* start *

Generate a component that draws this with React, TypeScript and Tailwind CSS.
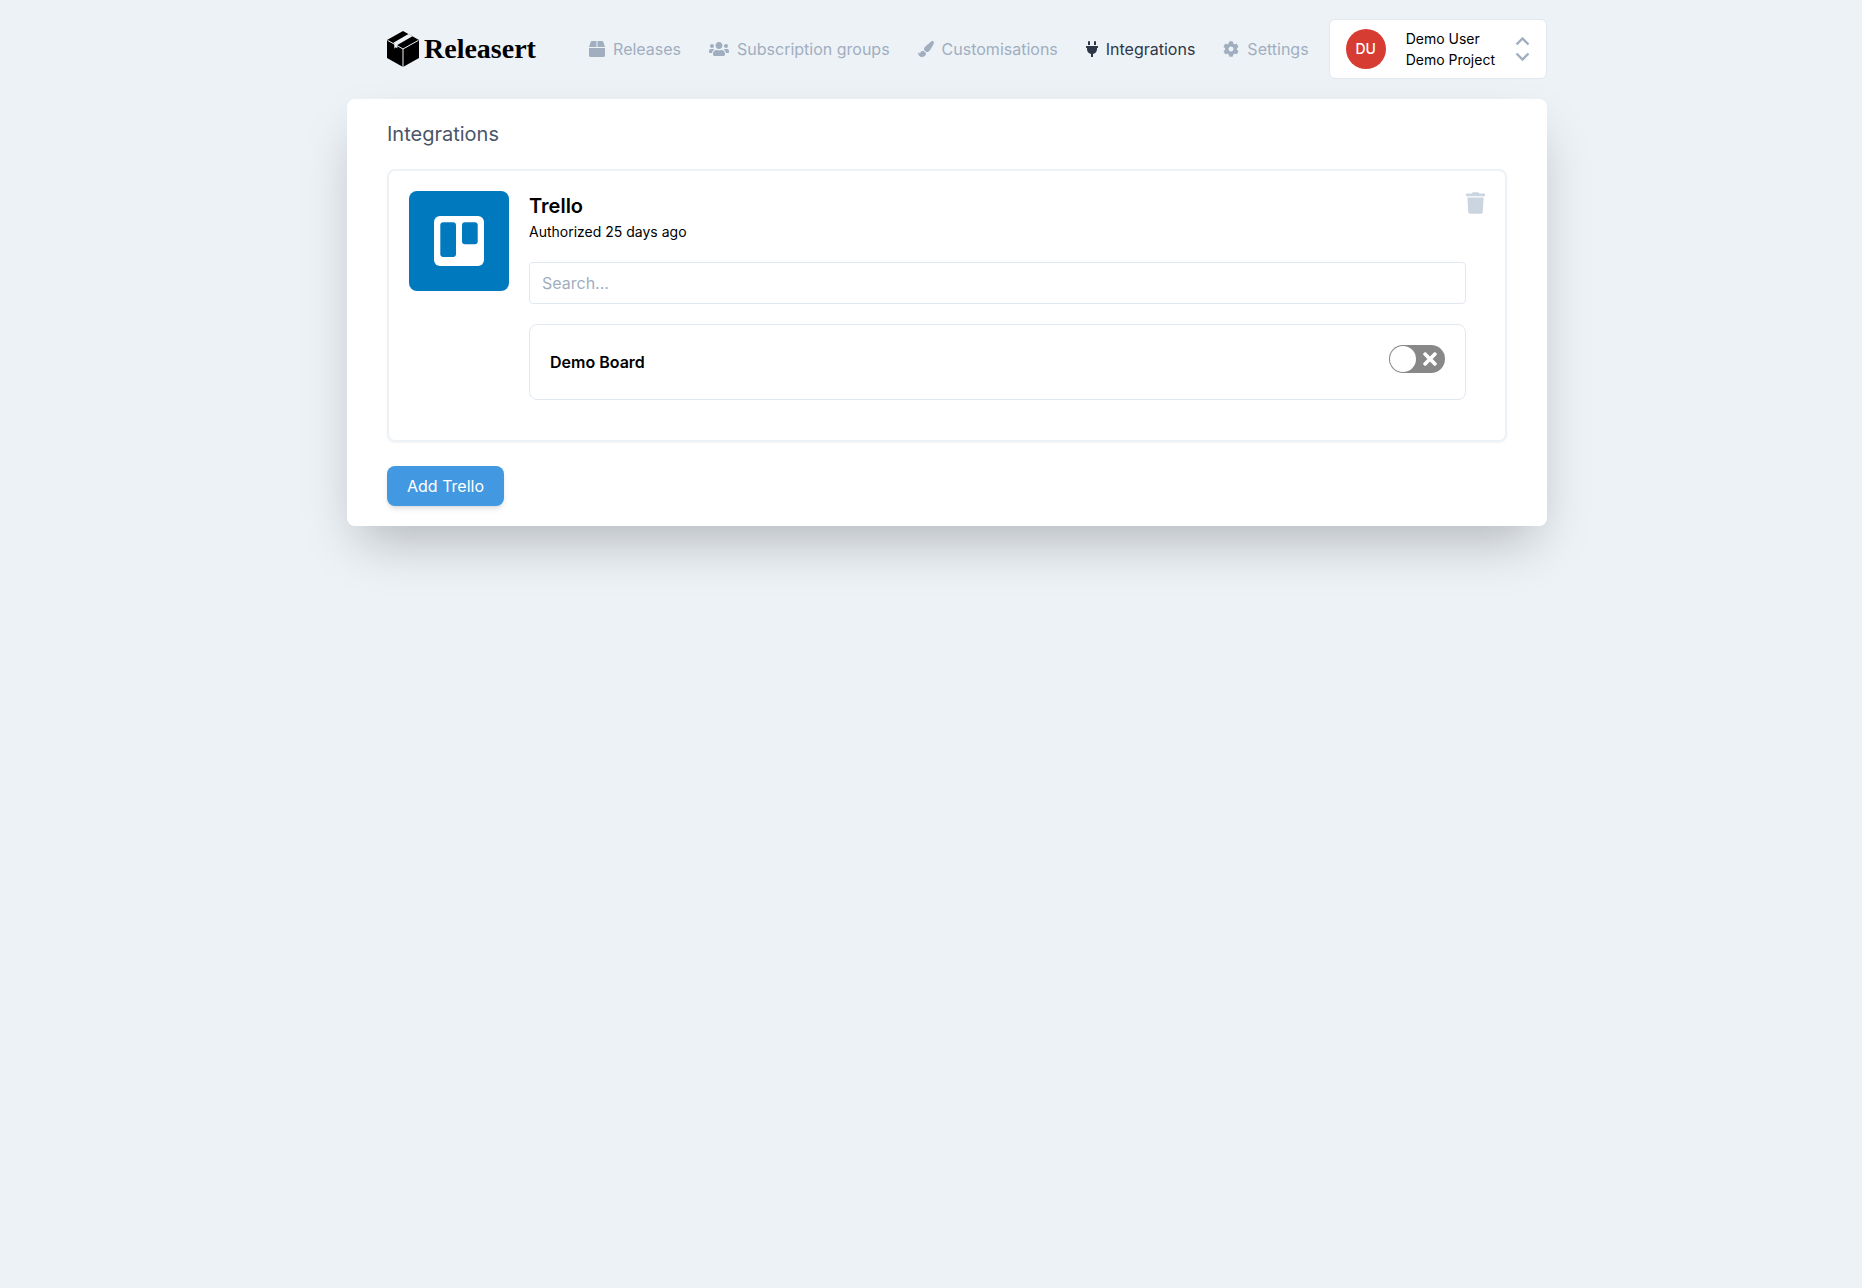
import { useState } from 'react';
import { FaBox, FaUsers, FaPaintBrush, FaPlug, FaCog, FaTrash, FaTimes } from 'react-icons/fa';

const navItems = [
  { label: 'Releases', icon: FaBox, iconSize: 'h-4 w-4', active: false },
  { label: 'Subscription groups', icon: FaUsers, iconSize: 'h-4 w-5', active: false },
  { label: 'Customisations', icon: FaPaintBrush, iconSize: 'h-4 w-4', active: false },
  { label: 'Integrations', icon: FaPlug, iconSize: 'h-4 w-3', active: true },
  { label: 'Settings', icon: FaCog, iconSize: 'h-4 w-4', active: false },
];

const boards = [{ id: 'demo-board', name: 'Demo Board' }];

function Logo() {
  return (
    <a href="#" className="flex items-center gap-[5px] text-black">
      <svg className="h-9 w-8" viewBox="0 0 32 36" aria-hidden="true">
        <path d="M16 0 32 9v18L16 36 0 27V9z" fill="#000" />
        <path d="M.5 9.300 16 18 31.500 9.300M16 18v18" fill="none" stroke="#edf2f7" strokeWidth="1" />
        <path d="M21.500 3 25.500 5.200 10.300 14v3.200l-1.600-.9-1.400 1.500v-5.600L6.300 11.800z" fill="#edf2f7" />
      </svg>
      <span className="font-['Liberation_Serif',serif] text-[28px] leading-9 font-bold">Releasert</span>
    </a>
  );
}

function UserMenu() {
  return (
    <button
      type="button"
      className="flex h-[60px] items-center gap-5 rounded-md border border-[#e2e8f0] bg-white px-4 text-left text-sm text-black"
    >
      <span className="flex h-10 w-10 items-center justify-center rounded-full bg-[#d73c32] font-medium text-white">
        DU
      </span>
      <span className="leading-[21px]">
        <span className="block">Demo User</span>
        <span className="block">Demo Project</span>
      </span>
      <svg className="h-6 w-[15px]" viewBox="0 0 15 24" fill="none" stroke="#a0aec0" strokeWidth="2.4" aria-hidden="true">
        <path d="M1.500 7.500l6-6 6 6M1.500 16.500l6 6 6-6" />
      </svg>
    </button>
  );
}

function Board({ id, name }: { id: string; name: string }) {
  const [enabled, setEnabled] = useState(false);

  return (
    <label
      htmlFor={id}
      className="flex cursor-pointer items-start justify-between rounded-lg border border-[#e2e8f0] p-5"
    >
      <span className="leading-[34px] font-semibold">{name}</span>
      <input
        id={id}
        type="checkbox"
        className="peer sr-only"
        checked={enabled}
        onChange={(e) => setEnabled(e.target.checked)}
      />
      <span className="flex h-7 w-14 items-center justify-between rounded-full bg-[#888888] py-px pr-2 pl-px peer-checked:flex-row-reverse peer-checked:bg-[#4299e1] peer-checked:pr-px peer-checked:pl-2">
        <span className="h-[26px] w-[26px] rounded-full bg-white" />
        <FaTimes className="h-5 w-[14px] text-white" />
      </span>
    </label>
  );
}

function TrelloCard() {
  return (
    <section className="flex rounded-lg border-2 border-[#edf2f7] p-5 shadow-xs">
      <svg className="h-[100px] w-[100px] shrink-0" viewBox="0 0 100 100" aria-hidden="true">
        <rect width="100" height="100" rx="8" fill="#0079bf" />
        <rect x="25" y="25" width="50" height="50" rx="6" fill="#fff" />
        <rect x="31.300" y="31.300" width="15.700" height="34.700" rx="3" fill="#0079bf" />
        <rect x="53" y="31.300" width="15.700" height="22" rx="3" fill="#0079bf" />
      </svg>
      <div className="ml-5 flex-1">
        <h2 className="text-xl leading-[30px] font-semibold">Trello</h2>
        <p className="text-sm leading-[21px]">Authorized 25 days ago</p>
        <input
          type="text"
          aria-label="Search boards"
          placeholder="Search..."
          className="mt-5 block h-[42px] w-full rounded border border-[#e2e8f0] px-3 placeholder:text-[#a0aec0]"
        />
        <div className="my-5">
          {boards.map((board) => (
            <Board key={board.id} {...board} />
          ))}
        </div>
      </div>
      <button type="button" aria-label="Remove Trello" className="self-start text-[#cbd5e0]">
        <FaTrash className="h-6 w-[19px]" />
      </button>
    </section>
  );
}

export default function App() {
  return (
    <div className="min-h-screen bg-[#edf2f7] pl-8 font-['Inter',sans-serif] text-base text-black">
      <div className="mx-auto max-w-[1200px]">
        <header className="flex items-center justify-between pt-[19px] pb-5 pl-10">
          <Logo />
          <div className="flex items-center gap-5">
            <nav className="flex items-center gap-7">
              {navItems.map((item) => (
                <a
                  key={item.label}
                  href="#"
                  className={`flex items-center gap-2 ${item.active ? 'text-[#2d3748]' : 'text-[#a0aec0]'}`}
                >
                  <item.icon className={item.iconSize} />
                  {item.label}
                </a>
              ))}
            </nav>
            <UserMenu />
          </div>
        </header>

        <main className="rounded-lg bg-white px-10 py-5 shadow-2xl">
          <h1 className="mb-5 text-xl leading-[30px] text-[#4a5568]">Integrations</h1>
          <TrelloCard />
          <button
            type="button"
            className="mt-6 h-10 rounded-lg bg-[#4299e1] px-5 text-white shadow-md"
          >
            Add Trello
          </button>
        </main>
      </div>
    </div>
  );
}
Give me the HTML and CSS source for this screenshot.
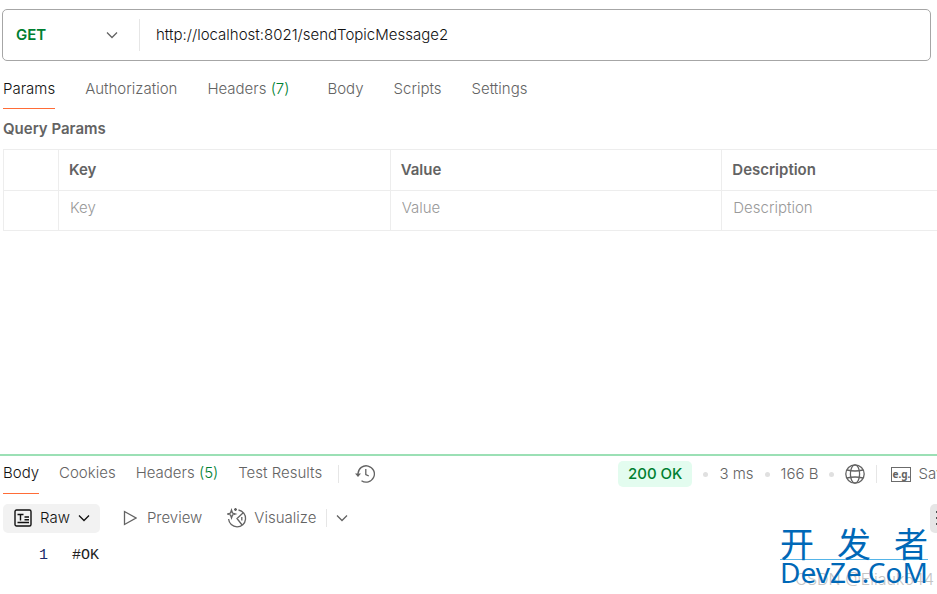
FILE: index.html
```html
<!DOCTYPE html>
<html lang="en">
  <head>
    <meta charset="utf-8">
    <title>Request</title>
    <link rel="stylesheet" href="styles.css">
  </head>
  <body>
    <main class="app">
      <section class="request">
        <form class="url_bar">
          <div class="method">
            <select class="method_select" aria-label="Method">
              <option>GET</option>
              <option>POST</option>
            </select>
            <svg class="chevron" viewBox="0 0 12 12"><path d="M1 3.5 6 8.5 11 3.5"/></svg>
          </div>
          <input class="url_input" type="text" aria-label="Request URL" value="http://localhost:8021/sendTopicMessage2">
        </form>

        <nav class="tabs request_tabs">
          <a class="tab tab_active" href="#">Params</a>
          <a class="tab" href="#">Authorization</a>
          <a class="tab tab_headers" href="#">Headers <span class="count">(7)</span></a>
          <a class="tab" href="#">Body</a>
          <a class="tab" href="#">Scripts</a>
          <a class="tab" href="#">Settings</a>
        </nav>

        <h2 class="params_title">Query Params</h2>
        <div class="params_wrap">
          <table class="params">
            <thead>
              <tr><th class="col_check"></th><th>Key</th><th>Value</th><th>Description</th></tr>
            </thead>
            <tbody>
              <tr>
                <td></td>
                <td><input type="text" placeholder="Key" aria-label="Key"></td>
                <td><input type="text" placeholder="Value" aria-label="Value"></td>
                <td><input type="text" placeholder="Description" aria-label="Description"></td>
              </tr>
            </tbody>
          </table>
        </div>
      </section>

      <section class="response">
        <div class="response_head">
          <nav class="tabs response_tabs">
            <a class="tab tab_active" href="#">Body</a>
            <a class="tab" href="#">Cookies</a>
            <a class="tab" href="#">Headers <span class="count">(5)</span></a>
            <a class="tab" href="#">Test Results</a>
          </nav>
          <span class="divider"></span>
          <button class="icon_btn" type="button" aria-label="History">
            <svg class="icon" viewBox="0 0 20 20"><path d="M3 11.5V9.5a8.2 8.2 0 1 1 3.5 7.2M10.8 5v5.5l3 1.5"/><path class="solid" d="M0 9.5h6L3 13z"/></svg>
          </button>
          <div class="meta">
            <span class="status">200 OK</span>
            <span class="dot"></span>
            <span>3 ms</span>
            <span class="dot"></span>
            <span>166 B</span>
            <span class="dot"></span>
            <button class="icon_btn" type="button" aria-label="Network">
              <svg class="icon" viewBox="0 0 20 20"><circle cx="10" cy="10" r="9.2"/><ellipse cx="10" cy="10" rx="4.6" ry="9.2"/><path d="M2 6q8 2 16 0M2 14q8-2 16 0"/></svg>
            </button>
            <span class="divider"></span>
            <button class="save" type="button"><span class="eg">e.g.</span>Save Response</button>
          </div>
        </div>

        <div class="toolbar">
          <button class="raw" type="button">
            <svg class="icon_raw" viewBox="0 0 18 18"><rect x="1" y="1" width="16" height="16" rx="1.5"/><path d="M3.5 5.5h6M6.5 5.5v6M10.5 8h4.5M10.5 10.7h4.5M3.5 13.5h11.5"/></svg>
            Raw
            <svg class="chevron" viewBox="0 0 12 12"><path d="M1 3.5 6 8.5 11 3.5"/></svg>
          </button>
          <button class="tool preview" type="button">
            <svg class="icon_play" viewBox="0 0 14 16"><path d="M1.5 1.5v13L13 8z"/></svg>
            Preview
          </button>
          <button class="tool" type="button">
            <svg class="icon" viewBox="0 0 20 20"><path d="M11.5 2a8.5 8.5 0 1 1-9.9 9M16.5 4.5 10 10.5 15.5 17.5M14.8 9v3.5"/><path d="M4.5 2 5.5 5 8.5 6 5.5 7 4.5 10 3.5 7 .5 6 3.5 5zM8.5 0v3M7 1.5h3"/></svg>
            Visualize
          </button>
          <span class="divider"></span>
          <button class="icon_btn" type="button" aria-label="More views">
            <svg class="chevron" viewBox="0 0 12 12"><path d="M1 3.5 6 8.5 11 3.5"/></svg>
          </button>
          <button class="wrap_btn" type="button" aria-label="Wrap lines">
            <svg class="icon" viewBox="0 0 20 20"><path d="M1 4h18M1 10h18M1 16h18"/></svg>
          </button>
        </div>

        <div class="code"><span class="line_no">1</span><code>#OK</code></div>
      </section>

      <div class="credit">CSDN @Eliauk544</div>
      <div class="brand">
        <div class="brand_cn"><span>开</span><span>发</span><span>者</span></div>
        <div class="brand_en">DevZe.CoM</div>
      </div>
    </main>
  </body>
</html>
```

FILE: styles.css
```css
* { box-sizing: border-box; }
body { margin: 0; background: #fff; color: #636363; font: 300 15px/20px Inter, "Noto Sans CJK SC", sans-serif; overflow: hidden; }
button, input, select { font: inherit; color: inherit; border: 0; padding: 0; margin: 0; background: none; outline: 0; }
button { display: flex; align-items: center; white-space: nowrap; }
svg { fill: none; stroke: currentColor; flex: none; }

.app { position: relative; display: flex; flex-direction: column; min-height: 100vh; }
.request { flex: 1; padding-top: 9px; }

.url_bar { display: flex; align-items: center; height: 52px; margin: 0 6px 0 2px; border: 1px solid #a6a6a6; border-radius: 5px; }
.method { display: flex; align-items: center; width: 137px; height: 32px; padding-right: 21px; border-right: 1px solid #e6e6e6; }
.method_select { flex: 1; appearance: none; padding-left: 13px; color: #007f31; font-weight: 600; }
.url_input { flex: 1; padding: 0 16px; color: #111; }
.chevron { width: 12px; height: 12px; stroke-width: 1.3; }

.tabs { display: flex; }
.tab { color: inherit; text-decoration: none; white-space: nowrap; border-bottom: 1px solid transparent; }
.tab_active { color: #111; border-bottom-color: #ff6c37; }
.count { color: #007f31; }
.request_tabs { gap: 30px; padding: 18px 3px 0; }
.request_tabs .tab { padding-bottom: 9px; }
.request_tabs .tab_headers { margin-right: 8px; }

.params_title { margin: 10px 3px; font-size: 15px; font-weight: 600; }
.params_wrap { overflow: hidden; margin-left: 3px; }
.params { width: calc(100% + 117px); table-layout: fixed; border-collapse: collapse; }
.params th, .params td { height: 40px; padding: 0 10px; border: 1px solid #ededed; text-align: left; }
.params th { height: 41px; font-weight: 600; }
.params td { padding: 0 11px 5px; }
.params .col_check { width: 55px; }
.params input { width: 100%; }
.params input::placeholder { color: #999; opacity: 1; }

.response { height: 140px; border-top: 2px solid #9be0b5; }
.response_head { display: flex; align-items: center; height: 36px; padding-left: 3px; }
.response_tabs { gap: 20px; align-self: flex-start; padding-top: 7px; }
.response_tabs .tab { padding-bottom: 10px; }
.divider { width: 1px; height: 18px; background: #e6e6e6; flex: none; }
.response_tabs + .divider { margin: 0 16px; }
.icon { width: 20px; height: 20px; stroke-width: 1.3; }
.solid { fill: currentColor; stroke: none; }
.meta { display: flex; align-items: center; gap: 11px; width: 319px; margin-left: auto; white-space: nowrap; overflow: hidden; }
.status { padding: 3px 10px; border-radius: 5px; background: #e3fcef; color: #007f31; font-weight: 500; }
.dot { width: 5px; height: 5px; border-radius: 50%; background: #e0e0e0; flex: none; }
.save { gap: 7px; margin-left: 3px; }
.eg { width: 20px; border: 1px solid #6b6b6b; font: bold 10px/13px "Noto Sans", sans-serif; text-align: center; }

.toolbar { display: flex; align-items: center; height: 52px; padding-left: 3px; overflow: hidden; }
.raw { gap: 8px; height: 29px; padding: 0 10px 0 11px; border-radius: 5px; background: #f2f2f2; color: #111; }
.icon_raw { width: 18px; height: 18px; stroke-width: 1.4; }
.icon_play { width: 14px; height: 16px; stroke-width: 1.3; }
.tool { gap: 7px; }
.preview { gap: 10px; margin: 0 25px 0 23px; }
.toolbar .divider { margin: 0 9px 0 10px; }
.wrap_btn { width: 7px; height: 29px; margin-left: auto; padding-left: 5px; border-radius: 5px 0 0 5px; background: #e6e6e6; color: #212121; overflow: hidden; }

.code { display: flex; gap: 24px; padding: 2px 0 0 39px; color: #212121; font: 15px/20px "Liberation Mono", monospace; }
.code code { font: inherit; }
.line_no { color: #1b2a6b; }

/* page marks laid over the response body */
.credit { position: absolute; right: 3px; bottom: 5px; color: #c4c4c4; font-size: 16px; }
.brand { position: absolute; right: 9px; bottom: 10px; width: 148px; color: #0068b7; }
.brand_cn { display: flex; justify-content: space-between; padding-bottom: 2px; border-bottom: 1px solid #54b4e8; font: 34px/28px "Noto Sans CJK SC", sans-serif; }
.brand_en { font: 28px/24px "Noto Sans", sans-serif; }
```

* end *

__GOAL OF THE EXERCISE__. Give back exactly the lines from the top of the records to the line containing "const [enabled, setEnabled]", both included, and no pictures.

__EXPECTED ANSWER__.
Generate a component that draws this with React, TypeScript and Tailwind CSS.
import { useState } from 'react';
import { FaBox, FaUsers, FaPaintBrush, FaPlug, FaCog, FaTrash, FaTimes } from 'react-icons/fa';

const navItems = [
  { label: 'Releases', icon: FaBox, iconSize: 'h-4 w-4', active: false },
  { label: 'Subscription groups', icon: FaUsers, iconSize: 'h-4 w-5', active: false },
  { label: 'Customisations', icon: FaPaintBrush, iconSize: 'h-4 w-4', active: false },
  { label: 'Integrations', icon: FaPlug, iconSize: 'h-4 w-3', active: true },
  { label: 'Settings', icon: FaCog, iconSize: 'h-4 w-4', active: false },
];

const boards = [{ id: 'demo-board', name: 'Demo Board' }];

function Logo() {
  return (
    <a href="#" className="flex items-center gap-[5px] text-black">
      <svg className="h-9 w-8" viewBox="0 0 32 36" aria-hidden="true">
        <path d="M16 0 32 9v18L16 36 0 27V9z" fill="#000" />
        <path d="M.5 9.300 16 18 31.500 9.300M16 18v18" fill="none" stroke="#edf2f7" strokeWidth="1" />
        <path d="M21.500 3 25.500 5.200 10.300 14v3.200l-1.600-.9-1.400 1.500v-5.600L6.300 11.800z" fill="#edf2f7" />
      </svg>
      <span className="font-['Liberation_Serif',serif] text-[28px] leading-9 font-bold">Releasert</span>
    </a>
  );
}

function UserMenu() {
  return (
    <button
      type="button"
      className="flex h-[60px] items-center gap-5 rounded-md border border-[#e2e8f0] bg-white px-4 text-left text-sm text-black"
    >
      <span className="flex h-10 w-10 items-center justify-center rounded-full bg-[#d73c32] font-medium text-white">
        DU
      </span>
      <span className="leading-[21px]">
        <span className="block">Demo User</span>
        <span className="block">Demo Project</span>
      </span>
      <svg className="h-6 w-[15px]" viewBox="0 0 15 24" fill="none" stroke="#a0aec0" strokeWidth="2.4" aria-hidden="true">
        <path d="M1.500 7.500l6-6 6 6M1.500 16.500l6 6 6-6" />
      </svg>
    </button>
  );
}

function Board({ id, name }: { id: string; name: string }) {
  const [enabled, setEnabled] = useState(false);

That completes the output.